Says there are at least 155 Million web servers and growing strong.

Besides security implications we are continually trying to keep code size down to prevent feature bloat.  Do we have to hit absolute 0 users of a feature before it is considered a candidate for removal for the next release? If a feature is used by .01% of users should we keep it?  .1%?  1%?  How many gopher users are there on firefox?

If a JS impl is difficult can we build a binary extension that implements it for those folks who want it.  

Comment 45 Brian Koontz 2008-01-12 12:47:42 PST
> There have been attacks: (IE link omitted)

We are talking about FF here, correct?  I don't see what a buffer overflow in IE has to do with FF...apples and oranges.

> The question is how many users are there of the protocol

Why is this the question?  Who deemed this question as being a valid criteria? And why does it bother you (and others) so?

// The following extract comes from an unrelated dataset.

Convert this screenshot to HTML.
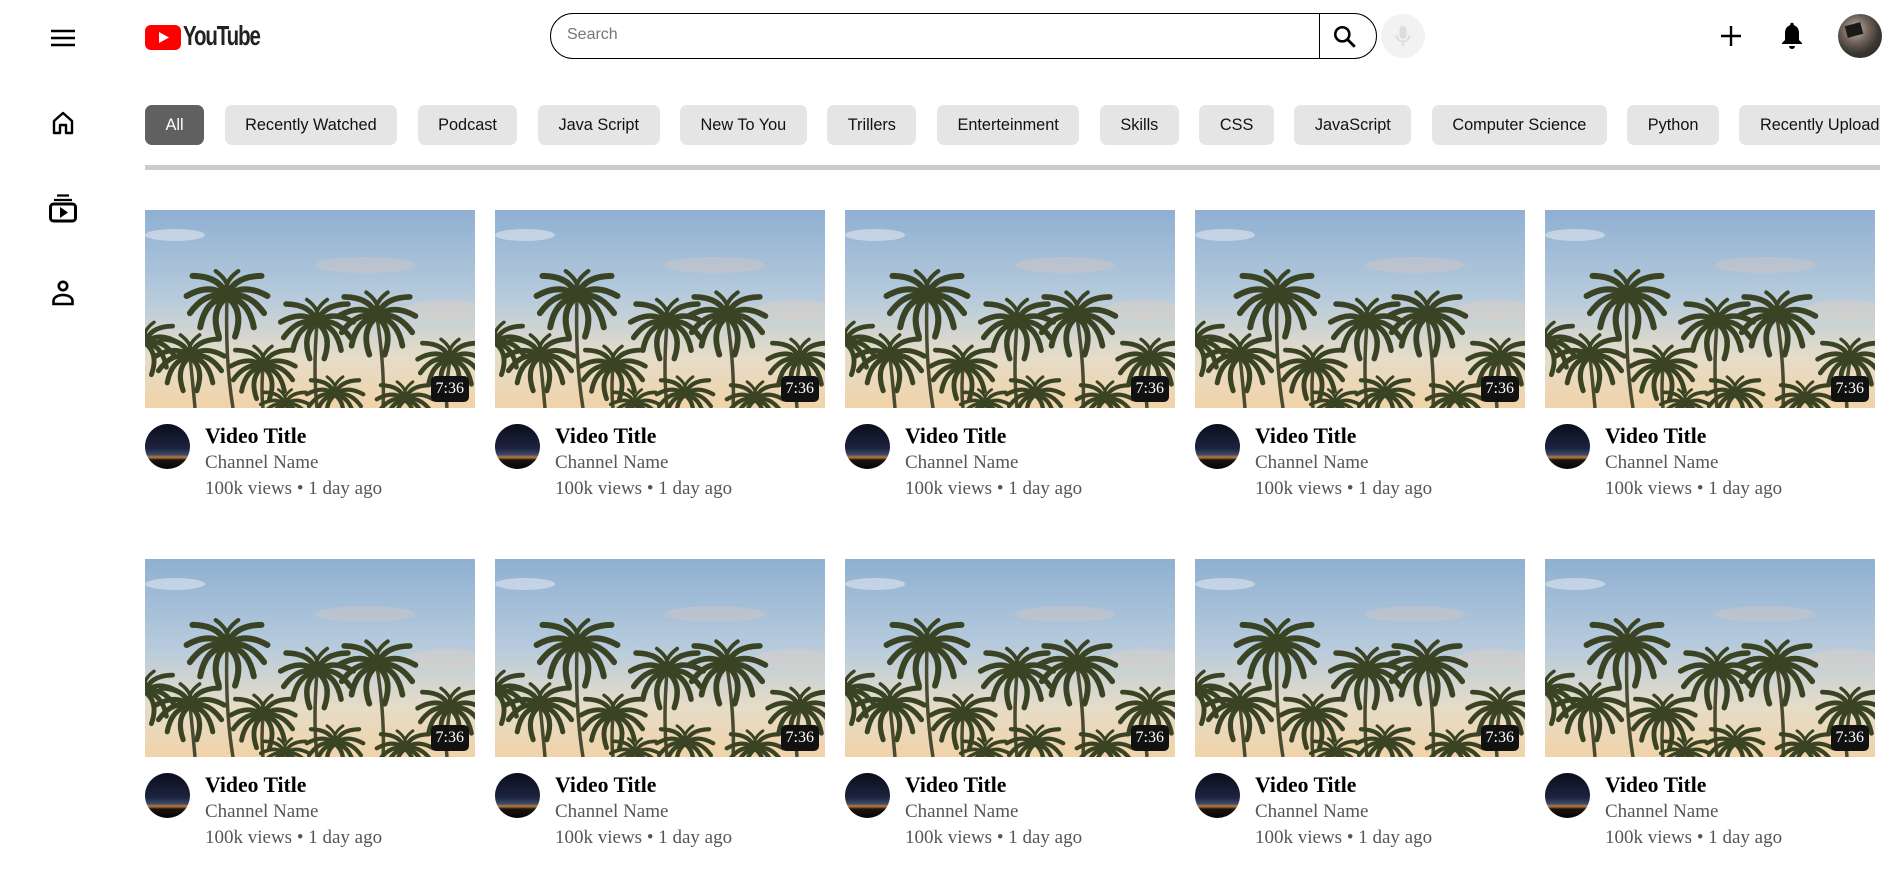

> Do we have to hit absolute 0 users of a feature
before it is considered a candidate for removal for the next release?

That sounds like a good policy to me.

I've seen that the gopher implementation takes about 25K lines of C++ code.  Assuming this is true (and I have not verified this independently), then yes, I agree:  There is a severe case of code bloat.  Maybe the solution is some prudent refactoring of said code.  What if someone were to step forward to assist with this?  Would that have any bearing on the issue?
Comment 46 Victor Bielawski 2008-01-15 10:27:47 PST
If there were a way to add a negative vote on bugzilla....
[stops daydream]
Keep gopher. Mozilla-based browsers are practically the only choice for a graphical gopher client that can also do the web.
Comment 47 Brendan Eich [:brendan] 2008-01-15 11:25:07 PST
I think since we have not landed the patches for Firefox 3 and we're approaching beta 3, we should not remove gopher from Firefox 3 at this point. Going by the (mostly unwritten) book, we should have removed it before beta 1 if we meant to.

But: in Mozilla 2, gopher *is* going to be removed early and only re-added via an addon. So fresh versions of this bug's patches, made against the hg.mozilla.org mozilla-central repository, should be attached, reviewed, and landed there. Who volunteers to take this bug? Benjamin, will you do it?

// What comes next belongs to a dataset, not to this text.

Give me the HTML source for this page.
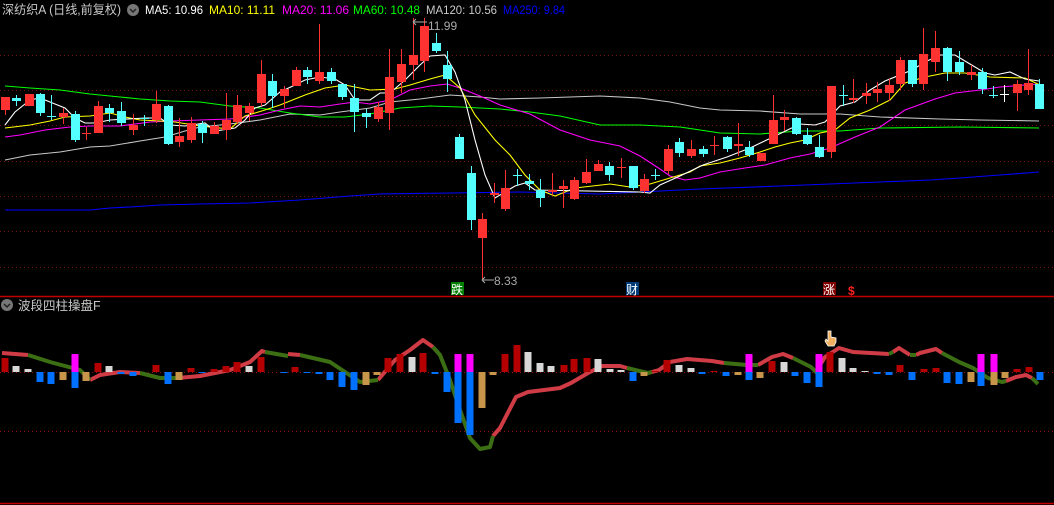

The ~212 people who care about gopher can then develop, own, and use that addon.

In the mean time, gopher fans: spare us more soap-boxing and special-pleading here, and be happy today. Gopher will be an option (not a mandatory part of the C/C++ "TCB") as long as people are motivated to own its implementation. But as we draw closer to Mozilla 2, if no one steps up and delivers the gopher addon, you have only yourselves to hold accountable. No more free lunches!

/be

P.S. I was going to attach an appropriate Simpsons clip, but youtube has taken down all the good ones -- see bug 332174 and read comments for context.
Comment 48 Cameron Kaiser [:spectre] 2008-01-16 05:54:47 PST
Should I read that as saying that Gopher will remain in 1.9, but removed from core in 2.0?
Comment 49 Ted Mielczarek [:ted.mielczarek] 2008-01-16 06:21:30 PST
Clearing wanted-1.9+ per comment 47.

Cameron: that's exactly what he's saying.  "in Mozilla 2, gopher *is* going to be removed early and only re-added via an addon".
Comment 50 Cameron Kaiser [:spectre] 2008-01-16 06:44:53 PST
Okay, then with the writing on the wall, we'll get cracking on the next step. This gives us a little time to work on an addon, and that *is* appreciated.
Comment 51 Arvid Norlander 2008-01-26 06:01:23 PST
A pitty you decided on removing it. It will make me change browser from Firefox.
Comment 52 neil@parkwaycc.co.uk 2008-01-26 06:23:10 PST
Note that if gopher is to be made an add-on, then you can't quite remove all of the core support for it, such as (for example) in nsHTTPIndex.
Comment 53 benc 2008-01-30 22:43:36 PST
Brendan,

Thank you for making the right call. As I recall, long ago, I was the original person in Netscape that proposed: remove gopher if it was not going to be maintained, (mostly for the reasons that were discussed above).

(Before everyone else reposts what they already said, please read what I said very carefully. Also, in case anyone is really angry at me, this was many years ago. I've made repeated efforts to get someone to understand the point, and nobody would buy in, until now.)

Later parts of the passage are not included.